DO CHIROPRACTORS OFFER ERGONOMIC EVALUATIONS AND RECOMMENDATIONS?

Yes, chiropractors are in a unique position knowing anatomy, anthropometrics, and neutral static/dynamic postures. In addition, in practice evaluate and treat ergonomic cumulative trauma disorders of the spine, pelvis, and extremities but also to help prevent them with applied ergonomics.

Ergonomics looks at and aims to improve the relationship between people and the tools, tasks, processes, and machines they use. Improving safety and efficiency are the goals of ergonomic design and intervention. The ideal goal would be a design that eliminates injuries, poor understanding, inefficiencies, and errors without the need for operator training or diligence. Nevertheless, safety is and continues to be a shared responsibility between the employer, insurance broker, ergonomist, health service team, and worker. Office ergonomics design helps with the prevention of neuromusculoskeletal disorders for the ever growing ‘knowledge worker’ who spends a good part of their day on the computer.

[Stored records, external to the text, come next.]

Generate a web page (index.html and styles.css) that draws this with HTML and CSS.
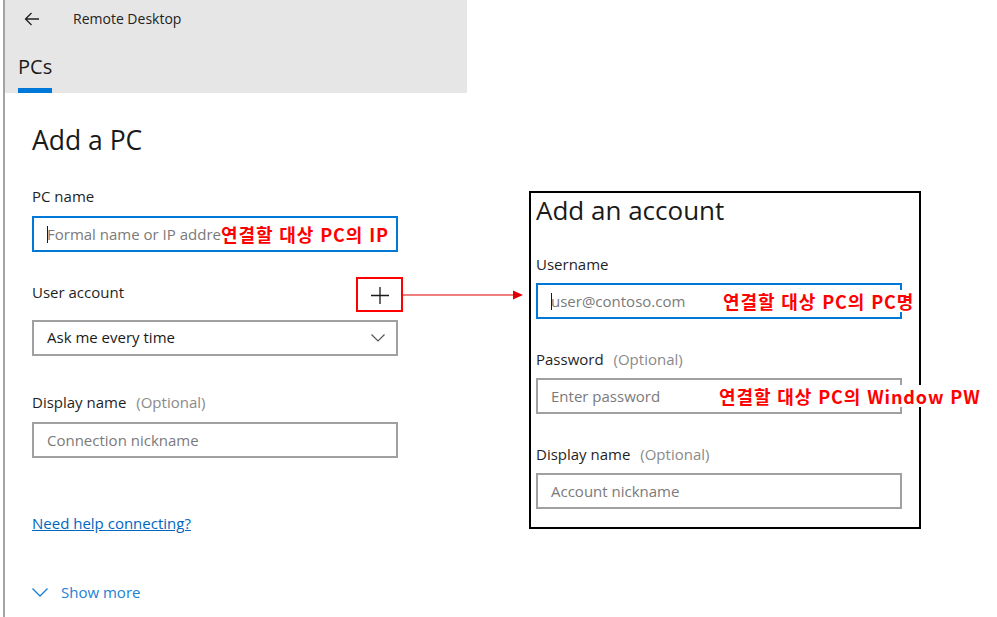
FILE: index.html
```html
<!DOCTYPE html>
<html lang="ko">
<head>
    <meta charset="UTF-8">
    <meta name="viewport" content="width=device-width, initial-scale=1.0">
    <title>Remote Desktop - Add a PC</title>
    <link rel="stylesheet" href="styles.css">
</head>
<body>
<div class="screen">
    <!-- Remote Desktop app window -->
    <div class="app">
        <div class="header">
            <div class="titlebar">
                <svg class="back" width="16" height="14" viewBox="0 0 16 14">
                    <path d="M15 7H1.5M7.5 1L1.5 7l6 6" fill="none" stroke="#222" stroke-width="1.3"/>
                </svg>
                <span class="app-name">Remote Desktop</span>
            </div>
            <div class="tab">PCs</div>
        </div>

        <div class="content">
            <h1 class="title">Add a PC</h1>

            <div class="field first">
                <label class="label">PC name</label>
                <div class="input focused">
                    <span class="caret"></span>
                    <span class="placeholder">Formal name or IP address</span>
                    <span class="note">연결할 대상 PC의 IP</span>
                </div>
            </div>

            <div class="field account-field">
                <div class="label-row">
                    <label class="label">User account</label>
                    <div class="add-btn">
                        <svg width="20" height="20" viewBox="0 0 20 20">
                            <path d="M1 10.5h18M10 2v17" stroke="#1a1a1a" stroke-width="1.3"/>
                        </svg>
                    </div>
                </div>
                <div class="input select">
                    <span class="value">Ask me every time</span>
                    <svg class="chevron" width="14" height="8" viewBox="0 0 14 8">
                        <path d="M0.5 0.5L7 7l6.5-6.5" fill="none" stroke="#555" stroke-width="1.2"/>
                    </svg>
                </div>
            </div>

            <div class="field display-field">
                <label class="label">Display name <span class="optional">(Optional)</span></label>
                <div class="input">
                    <span class="placeholder">Connection nickname</span>
                </div>
            </div>

            <a class="help-link" href="#">Need help connecting?</a>

            <div class="show-more">
                <svg width="16" height="9" viewBox="0 0 16 9">
                    <path d="M0.5 0.5L8 8l7.5-7.5" fill="none" stroke="#1a7fd6" stroke-width="1.3"/>
                </svg>
                <span>Show more</span>
            </div>
        </div>
    </div>

    <!-- Add an account dialog (captured separately) -->
    <div class="account">
        <h2 class="account-title">Add an account</h2>

        <div class="field user-field">
            <label class="label">Username</label>
            <div class="input focused">
                <span class="caret"></span>
                <span class="placeholder">user@contoso.com</span>
                <span class="note note-user">연결할 대상 PC의 PC명</span>
            </div>
        </div>

        <div class="field">
            <label class="label">Password <span class="optional">(Optional)</span></label>
            <div class="input">
                <span class="placeholder">Enter password</span>
                <span class="note note-pw">연결할 대상 PC의 Window PW</span>
            </div>
        </div>

        <div class="field">
            <label class="label">Display name <span class="optional">(Optional)</span></label>
            <div class="input">
                <span class="placeholder">Account nickname</span>
            </div>
        </div>
    </div>

    <!-- annotation arrow from the + button to the dialog -->
    <svg class="arrow" width="122" height="12" viewBox="0 0 122 12">
        <path d="M0 6H112" stroke="#e00000" stroke-width="1.2"/>
        <path d="M110 1.5L120 6l-10 4.5z" fill="#e00000"/>
    </svg>
</div>
</body>
</html>
```

FILE: styles.css
```css
body {
    margin: 0;
    background: #fff;
    font-family: "Open Sans", "Noto Sans CJK KR", sans-serif;
    color: #1f1f1f;
}
.screen {
    position: relative;
    display: flex;
    align-items: flex-start;
    width: 997px;
    height: 617px;
    overflow: hidden;
}
.app {
    margin-left: 3px;
    width: 462px;
    height: 617px;
    border-left: 2px solid #a3a3a3;
}
.header {
    background: #e6e6e6;
    height: 93px;
}
.titlebar {
    display: flex;
    align-items: center;
    height: 37px;
}
.back {
    margin-left: 19px;
}
.app-name {
    margin-left: 33px;
    font-size: 14px;
    color: #222;
}
.tab {
    display: inline-block;
    margin-left: 13px;
    margin-top: 9px;
    font-size: 20px;
    line-height: 42px;
    border-bottom: 5px solid #0078d7;
    color: #1a1a1a;
}
.content {
    padding-left: 27px;
}
.title {
    margin: 27px 0 0;
    font-size: 26.5px;
    font-weight: 400;
    line-height: 40px;
    color: #1a1a1a;
}
.field {
    width: 366px;
}
.label {
    display: block;
    font-size: 15px;
    line-height: 20px;
    margin-bottom: 10px;
}
.optional {
    margin-left: 6px;
    color: #8a8a8a;
}
.input {
    position: relative;
    display: flex;
    align-items: center;
    box-sizing: border-box;
    height: 36px;
    padding-left: 13px;
    border: 2px solid #a0a0a0;
    font-size: 15px;
}
.input.focused {
    border-color: #0078d7;
}
.placeholder {
    color: #7a7a7a;
    white-space: nowrap;
}
.caret {
    position: absolute;
    left: 13px;
    top: 8px;
    width: 1px;
    height: 17px;
    background: #1a1a1a;
}
.note {
    position: absolute;
    top: 50%;
    transform: translateY(-50%);
    left: 187px;
    padding-right: 1px;
    background: #fff;
    color: #ff0000;
    font-family: "Noto Sans CJK KR", sans-serif;
    font-size: 18px;
    font-weight: 700;
    letter-spacing: 0.9px;
    line-height: 22px;
    white-space: nowrap;
}
.note-user {
    left: 185px;
}
.note-pw {
    left: 181px;
}
.first {
    margin-top: 26px;
}
.account-field {
    margin-top: 25px;
}
.label-row {
    display: flex;
    align-items: center;
    justify-content: space-between;
    height: 35px;
    margin-bottom: 8px;
}
.label-row .label {
    margin-bottom: 0;
    padding-bottom: 5px;
}
.add-btn {
    display: flex;
    align-items: center;
    justify-content: center;
    box-sizing: border-box;
    width: 47px;
    height: 35px;
    margin-right: -5px;
    border: 2px solid #ff0000;
}
.select {
    justify-content: space-between;
    padding-right: 11px;
}
.value {
    color: #1a1a1a;
    padding-bottom: 2px;
}
.display-field {
    margin-top: 36px;
}
.help-link {
    display: inline-block;
    margin-top: 55px;
    font-size: 15px;
    line-height: 20px;
    color: #0067c0;
}
.show-more {
    display: flex;
    align-items: center;
    gap: 13px;
    margin-top: 48px;
    font-size: 15px;
    line-height: 20px;
    color: #1a7fd6;
}
.account {
    box-sizing: border-box;
    margin-top: 191px;
    margin-left: 62px;
    width: 392px;
    height: 338px;
    padding-left: 5px;
    border: 2px solid #000;
}
.account-title {
    margin: 0;
    font-size: 26px;
    font-weight: 400;
    line-height: 34px;
    color: #1a1a1a;
}
.account .field {
    margin-top: 30px;
}
.account .label {
    margin-bottom: 9px;
}
.account .user-field {
    margin-top: 27px;
}
.arrow {
    position: absolute;
    left: 403px;
    top: 289px;
}
```
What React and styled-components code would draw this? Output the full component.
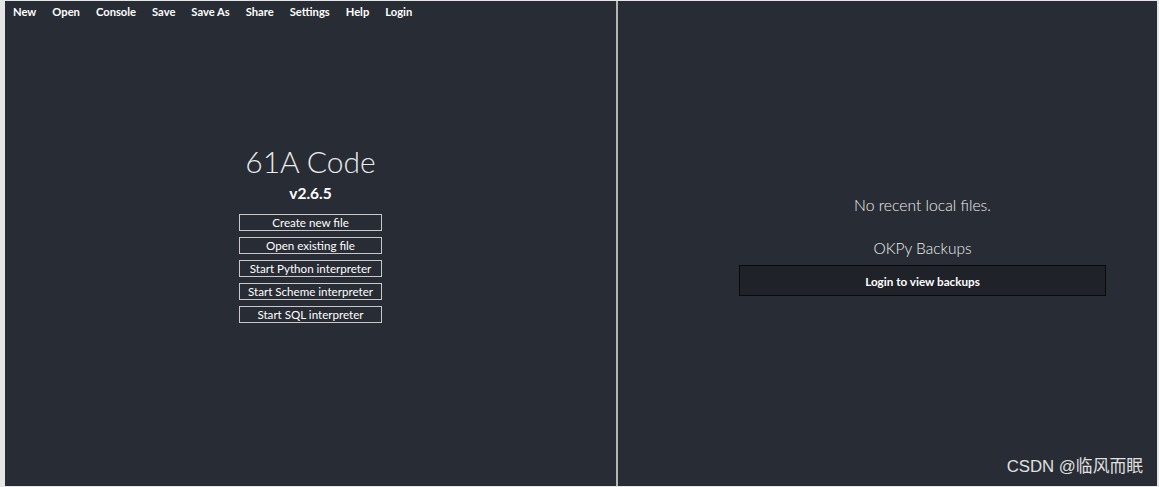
import styled, { createGlobalStyle } from "styled-components";

const GlobalStyle = createGlobalStyle`
  html, body {
    margin: 0;
    padding: 0;
    background: #f0f0f0;
  }
  * {
    box-sizing: border-box;
  }
`;

const Frame = styled.div`
  display: flex;
  height: 487px;
  padding: 1px 2px 1px 5px;
  background: #e6e6e6;
  font-family: Lato, "Noto Sans", sans-serif;
`;

const Panel = styled.section`
  display: flex;
  flex-direction: column;
  background: #282c34;
  color: #fff;
  width: ${({ width }) => width};
  flex: ${({ grow }) => (grow ? 1 : "none")};
  position: relative;
`;

const Divider = styled.div`
  width: 2px;
  background: #b5b5b5;
`;

const MenuBar = styled.nav`
  display: flex;
  gap: 16px;
  padding: 4px 0 0 8px;
  height: 24px;
`;

const MenuItem = styled.span`
  font-size: 11.2px;
  font-weight: 700;
  color: #fff;
`;

const Centered = styled.div`
  display: flex;
  flex-direction: column;
  align-items: center;
  padding-top: ${({ top }) => top}px;
  padding-left: ${({ left }) => left || 0}px;
`;

const Title = styled.h1`
  margin: 0;
  font-size: 30px;
  font-weight: 300;
  line-height: 40px;
  color: #eaeaea;
`;

const Version = styled.h2`
  margin: 2px 0 11px;
  font-size: 15.5px;
  font-weight: 700;
  line-height: 20px;
`;

const ButtonStack = styled.div`
  display: flex;
  flex-direction: column;
  gap: 6px;
  width: 143px;
`;

const OutlineButton = styled.button`
  height: 17px;
  padding: 0;
  background: transparent;
  border: 1px solid #c8c8c8;
  color: #fff;
  font-family: inherit;
  font-size: 11.6px;
  line-height: 14px;
  white-space: nowrap;
`;

const Note = styled.p`
  margin: ${({ gap }) => gap};
  font-size: ${({ size }) => size}px;
  font-weight: 300;
  line-height: 22px;
  color: #eee;
`;

const DarkButton = styled.button`
  width: 367px;
  height: 31px;
  background: #1f2228;
  border: 1px solid #0a0a0a;
  color: #fff;
  font-family: inherit;
  font-size: 11.7px;
  font-weight: 700;
`;

const Watermark = styled.span`
  position: absolute;
  right: 14px;
  bottom: 9px;
  font-family: "Liberation Sans", "Noto Sans CJK SC", sans-serif;
  font-size: 16.8px;
  color: #e0e0e0;
`;

const menu = ["New", "Open", "Console", "Save", "Save As", "Share", "Settings", "Help", "Login"];
const actions = [
  "Create new file",
  "Open existing file",
  "Start Python interpreter",
  "Start Scheme interpreter",
  "Start SQL interpreter",
];

export default function App() {
  return (
    <>
      <GlobalStyle />
      <Frame>
        <Panel width="611px">
          <MenuBar>
            {menu.map((m) => (
              <MenuItem key={m}>{m}</MenuItem>
            ))}
          </MenuBar>
          <Centered top={116}>
            <Title>61A Code</Title>
            <Version>v2.6.5</Version>
            <ButtonStack>
              {actions.map((a) => (
                <OutlineButton key={a}>{a}</OutlineButton>
              ))}
            </ButtonStack>
          </Centered>
        </Panel>
        <Divider />
        <Panel grow>
          <Centered top={193} left={70}>
            <Note gap="0 0 21px" size={15.7}>No recent local files.</Note>
            <Note gap="0 0 6px" size={15.5}>OKPy Backups</Note>
            <DarkButton>Login to view backups</DarkButton>
          </Centered>
          <Watermark>CSDN @临风而眠</Watermark>
        </Panel>
      </Frame>
    </>
  );
}
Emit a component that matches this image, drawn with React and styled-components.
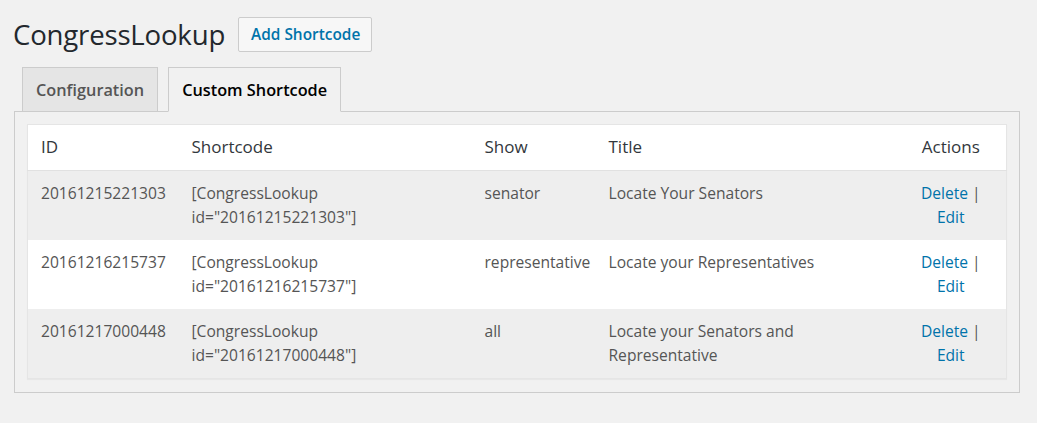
import React from "react";
import styled, { createGlobalStyle } from "styled-components";

const Global = createGlobalStyle`
  html, body { margin: 0; padding: 0; background: #f1f1f1; }
  body { font-family: "Open Sans", "Noto Sans", sans-serif; color: #444; }
  * { box-sizing: border-box; }
`;

const Wrap = styled.div`
  padding: 17px 18px 30px 13px;
`;

const TitleRow = styled.div`
  display: flex;
  align-items: center;
  gap: 13px;
  height: 35px;
`;

const Title = styled.h1`
  margin: 0;
  font-size: 27.6px;
  font-weight: 400;
  color: #23282d;
  line-height: 35px;
  letter-spacing: -0.2px;
`;

const ActionButton = styled.a`
  display: inline-flex;
  align-items: center;
  height: 35px;
  padding: 0 11px 0 12px;
  border: 1px solid #ccc;
  border-radius: 2px;
  background: #f7f7f7;
  color: #0073aa;
  font-size: 15.4px;
  font-weight: 600;
  text-decoration: none;
`;

const TabBar = styled.div`
  display: flex;
  gap: 10px;
  margin: 15px 0 -1px 9px;
  position: relative;
  z-index: 1;
`;

const Tab = styled.div`
  height: 45px;
  display: flex;
  align-items: center;
  padding: 0 13px;
  border: 1px solid #ccc;
  border-bottom-color: ${(p) => (p.$active ? "#f1f1f1" : "#ccc")};
  background: ${(p) => (p.$active ? "#f1f1f1" : "#e5e5e5")};
  color: ${(p) => (p.$active ? "#000" : "#555")};
  font-size: 16.3px;
  font-weight: 600;
`;

const Panel = styled.div`
  margin-left: 1px;
  width: 1006px;
  border: 1px solid #ccc;
  padding: 12px 12px 13px 12px;
  background: #f1f1f1;
`;

const Table = styled.table`
  width: 979px;
  border-collapse: collapse;
  table-layout: fixed;
  border: 1px solid #e5e5e5;
  box-shadow: 0 1px 1px rgba(0, 0, 0, 0.04);
  background: #fff;
`;

const Th = styled.th`
  text-align: ${(p) => p.$align || "left"};
  font-weight: 400;
  font-size: 17px;
  color: #32373c;
  padding: 10px 13px 11px 13px;
  line-height: 24px;
  border-bottom: 1px solid #e1e1e1;
`;

const Row = styled.tr`
  background: ${(p) => (p.$striped ? "#eeeeee" : "#fff")};
`;

const Td = styled.td`
  text-align: ${(p) => p.$align || "left"};
  vertical-align: top;
  font-size: 15.6px;
  color: #555;
  padding: 10px 13px 11px 13px;
  line-height: 24px;
`;

const Link = styled.a`
  color: #0073aa;
  text-decoration: none;
`;

const rows = [
  { id: "20161215221303", show: "senator", title: "Locate Your Senators" },
  { id: "20161216215737", show: "representative", title: "Locate your Representatives" },
  { id: "20161217000448", show: "all", title: "Locate your Senators and Representative" },
];

export default function App() {
  return (
    <>
      <Global />
      <Wrap>
        <TitleRow>
          <Title>CongressLookup</Title>
          <ActionButton href="#">Add Shortcode</ActionButton>
        </TitleRow>
        <TabBar>
          <Tab>Configuration</Tab>
          <Tab $active>Custom Shortcode</Tab>
        </TabBar>
        <Panel>
          <Table>
            <colgroup>
              <col style={{ width: 151 }} />
              <col style={{ width: 293 }} />
              <col style={{ width: 124 }} />
              <col style={{ width: 300 }} />
              <col style={{ width: 111 }} />
            </colgroup>
            <thead>
              <tr>
                <Th>ID</Th>
                <Th>Shortcode</Th>
                <Th>Show</Th>
                <Th>Title</Th>
                <Th $align="center">Actions</Th>
              </tr>
            </thead>
            <tbody>
              {rows.map((r, i) => (
                <Row key={r.id} $striped={i % 2 === 0}>
                  <Td>{r.id}</Td>
                  <Td>
                    [CongressLookup
                    <br />
                    id="{r.id}"]
                  </Td>
                  <Td>{r.show}</Td>
                  <Td>{r.title}</Td>
                  <Td $align="center">
                    <Link href="#">Delete</Link> | <Link href="#">Edit</Link>
                  </Td>
                </Row>
              ))}
            </tbody>
          </Table>
        </Panel>
      </Wrap>
    </>
  );
}
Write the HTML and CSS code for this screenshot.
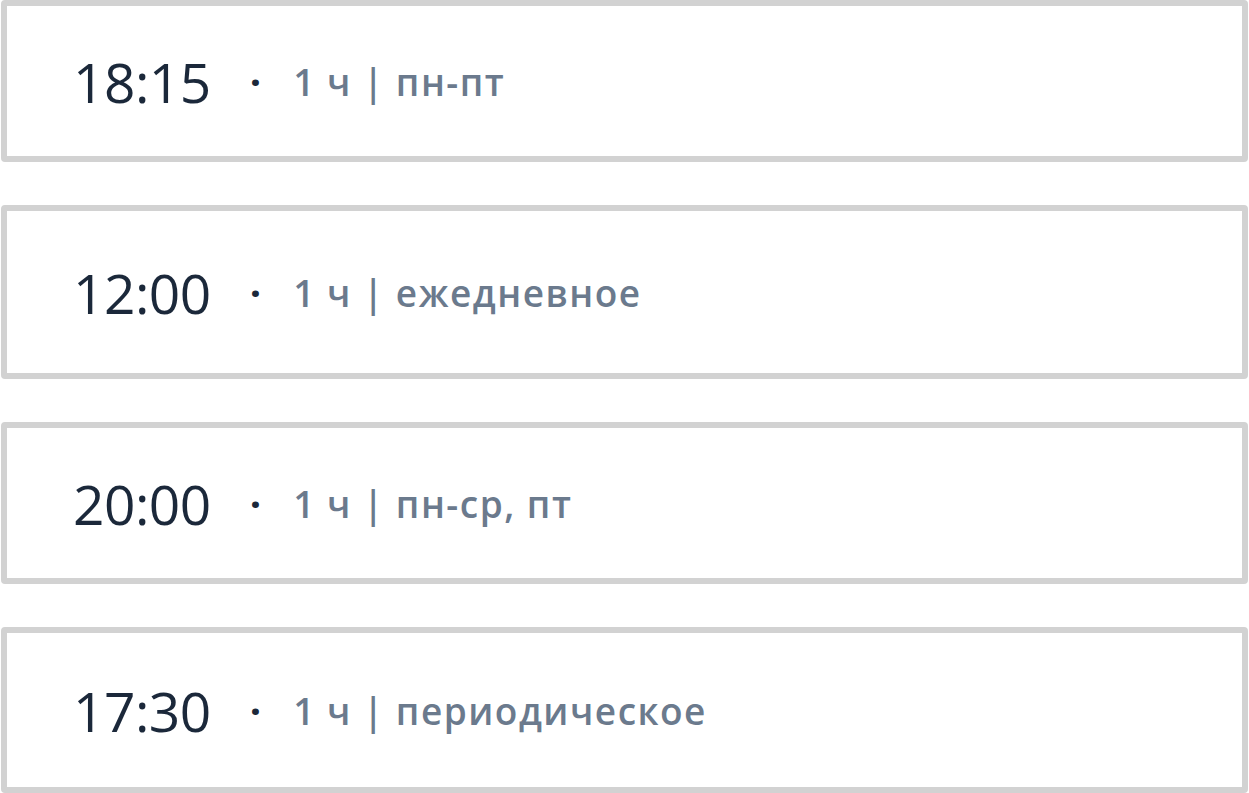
FILE: index.html
```html
<!DOCTYPE html>
<html lang="ru">
<head>
    <meta charset="UTF-8">
    <meta name="viewport" content="width=device-width, initial-scale=1.0">
    <title>Расписание</title>
    <link rel="stylesheet" href="styles.css">
</head>
<body>

    <div class="slots">
        <div class="slot">
            <span class="time">18:15</span>
            <span class="sep">·</span>
            <span class="meta">1 ч | пн-пт</span>
        </div>
        <div class="slot">
            <span class="time">12:00</span>
            <span class="sep">·</span>
            <span class="meta">1 ч | ежедневное</span>
        </div>
        <div class="slot">
            <span class="time">20:00</span>
            <span class="sep">·</span>
            <span class="meta">1 ч | пн-ср, пт</span>
        </div>
        <div class="slot">
            <span class="time">17:30</span>
            <span class="sep">·</span>
            <span class="meta">1 ч | периодическое</span>
        </div>
    </div>

</body>
</html>
```

FILE: styles.css
```css
body {
    margin: 0;
    font-family: "Open Sans", "Noto Sans", Arial, sans-serif;
    background: #fff;
}

.slots {
    display: flex;
    flex-direction: column;
    gap: 43px;
    margin: 0 1px;
}

.slot {
    display: flex;
    align-items: center;
    box-sizing: border-box;
    height: 164px;
    padding-left: 66px;
    border: 6px solid #d2d2d2;
    border-radius: 4px;
}

.slot:nth-child(1) { height: 162px; }
.slot:nth-child(2) { height: 174px; }
.slot:nth-child(3) { height: 162px; }
.slot:nth-child(4) { height: 166px; }

.time {
    font-size: 55px;
    letter-spacing: -0.5px;
    color: #1b283a;
}

.sep {
    font-size: 40px;
    font-weight: 700;
    color: #1b283a;
    margin: 0 32px 0 39px;
}

.meta {
    font-size: 37px;
    font-weight: 600;
    letter-spacing: 1.5px;
    color: #6b7a8d;
}
```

There are many ways to sit and interface with your chair, keyboard, mouse, monitor, phone, and other materials around your desk. Unfortunately, most people sit and interface with the items in their workstation in ways that make their bodies’ work harder than they need to by getting out of neutral postures for sustained periods of time. Mastering successful sitting and neutral postures actually enable your body to work more efficiently, easily, and be more productive. In addition, our bodies are not designed to sit for long periods of time, especially in awkward postures or fixed positions.

There are alternate ways to counteract the hazardous effects of sitting when a workstation does fit the worker correctly, and with tissue sparing strategies such as micro breaks taken regularly.

In summary, ergonomics has to do with fitting the worker to their workstation in order to keep their joints and soft tissues in neutral postures, so that their neuromusculoskeletal systems are not overloaded and eventually damaged. Physical, perceptual, and cognitive capacities can all impact the safety and efficiency of work. Through effective ergonomic design we hope to maximize productivity while keeping human demands within established worker capabilities.

WILL I BE REQUIRED TO REMOVE MY CLOTHING AT MY APPOINTMENT?

Chiropractic Sports Care is located inside the Yard Gym, a state-of-the-art fitness facility in the Pacific Heights neighborhood in San Francisco, which has two bathrooms with two showers to change into athletic clothing such as sweats, shorts, leggings, t-shirt, running shoes, etc. Athletic clothing mentioned above is sufficient to perform a physical examination and treatment.